We've combined that [data] with critical measurements of the head and of the face, so that we can come up with products that fit and are very stable. We take measurements of weight/drag distribution, so that our headsets have excellent stability and a feeling that is lighter than the actual weight. Q: What do you think are the company's biggest weaknesses right now?
A:
The mobile market is dominated by the large OEM [original-equipment manufacturer] companies. They have different adapter standards for their handsets. That makes it difficult for us to come up with products that easily connect to all handsets. So it becomes more complicated for people to buy a headset and know that it will plug into any handset.

Q: How much more expensive is it to build different adapters for different types of handsets?
A:
It's not so much the cost of the adapters as the fact that it's more cumbersome for consumers. A consumer that buys a phone which doesn't have a standard two-and-a-half millimeter port on it then has to buy a different adapter. That adds cost but not value -- [the headset] only works with that phone.

Q: How would you say Plantronics' product line is segmented, in terms of percentage of sales?
A:
About 40% of our business is in the call-center market. About 42% of our business is in the office market, about 13% of our business is in the mobile market, and about 5% of our business is in the PC market. All of these percentages are referring to our headset business. We do have 4% of our business that's not in the headset market -- that business is called Walker, and it primarily makes specialty phones for the hearing-impaired.

Q: How are those sectors growing right now?
A:
Let me talk about this on a secular basis. I want to keep this very distinct from cyclical effect. So on a longer-term secular basis, we think that the call-center market is growing in the 7% to 8% range per year. And this is largely tied to the increased number of Asian call centers. The office market is growing in the range of about 20% or so. Growth is most sizable in the U.S., where people are very comfortable with the idea of wearing a headset while they work on the computer. We are seeing growing interest, especially in Europe, in use of headsets in the office. And we think, ultimately, [Europe] could even outstrip the U.S. in terms of penetration.

The mobile and PC markets are growing very rapidly for us. They are very early in the adoption curve. And we've also been gaining some market share there. So in the past year, those businesses have grown for us by over 300%. We don't anticipate that level of growth on a sustained basis going forward. We're expecting something more like in the range of 40% to 50% a year from those markets.
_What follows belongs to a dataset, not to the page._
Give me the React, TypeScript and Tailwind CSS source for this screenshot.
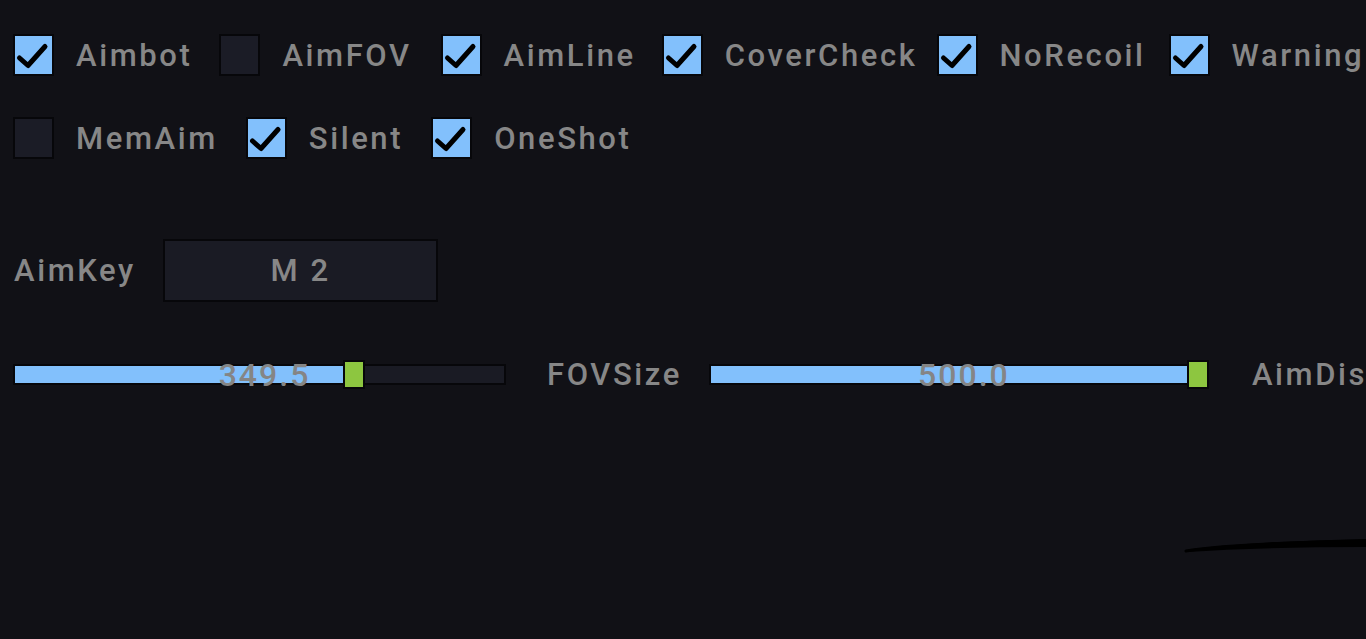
import React from "react";

const font = { fontFamily: "Roboto, 'Noto Sans', sans-serif" };

const txt = "text-[31px] leading-none tracking-[2.6px] font-medium text-[#878787]";

function Check({ checked, label, ml }: { checked: boolean; label: string; ml: string }) {
  return (
    <div className={"flex items-center gap-[22px] shrink-0 " + ml}>
      <div
        className={
          "relative w-[41px] h-[42px] border-2 border-[#07070a] " +
          (checked ? "bg-[#82c0fc]" : "bg-[#1b1c26]")
        }
      >
        {checked && (
          <svg viewBox="0 0 41 42" className="absolute -left-[2px] -top-[2px] w-[41px] h-[42px]">
            <path d="M6.5 24 L15 31.5 L32 12.5" fill="none" stroke="#000" strokeWidth="5" strokeLinecap="round" strokeLinejoin="round" />
          </svg>
        )}
      </div>
      <span className={txt}>{label}</span>
    </div>
  );
}

function Slider({ value, frac, width }: { value: string; frac: number; width: number }) {
  const grabW = 22;
  const grabLeft = frac * (width - grabW);
  return (
    <div className="relative h-[29px] shrink-0" style={{ width }}>
      <div className="absolute left-0 right-0 top-[4px] h-[21px] bg-[#1a1b24] border-2 border-[#07070a] overflow-hidden">
        <div className="h-full bg-[#82c0fc]" style={{ width: grabLeft + 2 }} />
      </div>
      <div
        className="absolute top-0 h-[29px] bg-[#8dc640] border-2 border-[#07070a]"
        style={{ left: grabLeft, width: grabW }}
      />
      <div className="absolute inset-0 flex items-center justify-center pl-[10px] text-[32px] leading-none tracking-[2px] font-medium text-[#858585]">
        {value}
      </div>
    </div>
  );
}

export default function App() {
  return (
    <div className="relative w-[1366px] h-[639px] bg-[#111116] overflow-hidden whitespace-nowrap" style={font}>
      <div className="flex flex-col pl-[13px] pt-[34px]">
        <div className="flex items-center">
          <Check checked label="Aimbot" ml="" />
          <Check checked={false} label="AimFOV" ml="ml-[27px]" />
          <Check checked label="AimLine" ml="ml-[29px]" />
          <Check checked label="CoverCheck" ml="ml-[26px]" />
          <Check checked label="NoRecoil" ml="ml-[19px]" />
          <Check checked label="Warning" ml="ml-[23px]" />
        </div>
        <div className="flex items-center mt-[41px]">
          <Check checked={false} label="MemAim" ml="" />
          <Check checked label="Silent" ml="ml-[28px]" />
          <Check checked label="OneShot" ml="ml-[28px]" />
        </div>
        <div className="flex items-center mt-[80px]">
          <span className={"w-[150px] pl-[1px] " + txt}>AimKey</span>
          <div className={"w-[275px] h-[63px] bg-[#1a1b24] border-2 border-[#07070a] flex items-center justify-center " + txt}>
            M 2
          </div>
        </div>
        <div className="flex items-center mt-[57px]">
          <Slider value="349.5" frac={329 / 470} width={493} />
          <span className={"ml-[41px] " + txt}>FOVSize</span>
          <div className="ml-[27px]">
            <Slider value="500.0" frac={1} width={500} />
          </div>
          <span className={"ml-[43px] " + txt}>AimDis</span>
        </div>
      </div>
      <svg className="absolute left-[1180px] top-[525px] w-[186px] h-[40px]" viewBox="0 0 186 40">
        <path d="M6 25 Q60 17 186 14 L186 22 Q80 22 6 27 Z" fill="#000" />
        <path d="M6 26 Q60 18 186 16" fill="none" stroke="#000" strokeWidth="3" strokeLinecap="round" />
      </svg>
    </div>
  );
}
Now, in terms of cyclical overlay, the call center is the most heavily affected by economic cycles. It's the most mature of our four markets. Even the office market is only 3% globally penetrated. But the call-center market is in the range of over 90% penetrated, in terms of agents using headsets. So we're really tied to the growth of that business.
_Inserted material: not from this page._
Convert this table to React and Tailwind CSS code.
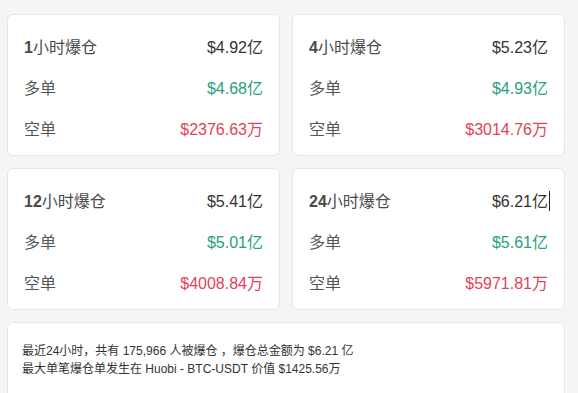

When people are building their businesses, adding capacity, that's when they're adding agents to handle customer-service questions at their call centers. A new call center is a major capital-investment decision. They have to build a facility and put in computing and telecom equipment, not to mention the new people that they'll be hiring. In the current type of economic environment, these are more likely to be deferred.

The office market is negatively affected in the economic cycles by two forces. First, the headset is a personal product -- people don't want to wear the headset someone else has worn. So when you hire somebody into your company, they expect to get a new headset. That's something that tends to diminish in downtimes -- people are less likely to job-hop.

And there's just general belt-tightening. Companies are looking to control expenses. Many of our headsets are purchased over corporate intranets, and in that environment, the corporation can shut down what they view as some of the discretionary purchases. And so we get some effect there. In the mobile and PC markets, while we think we're dealing with rising adoption, the number of global phones and the number of PCs being sold has declined relative to earlier expectations.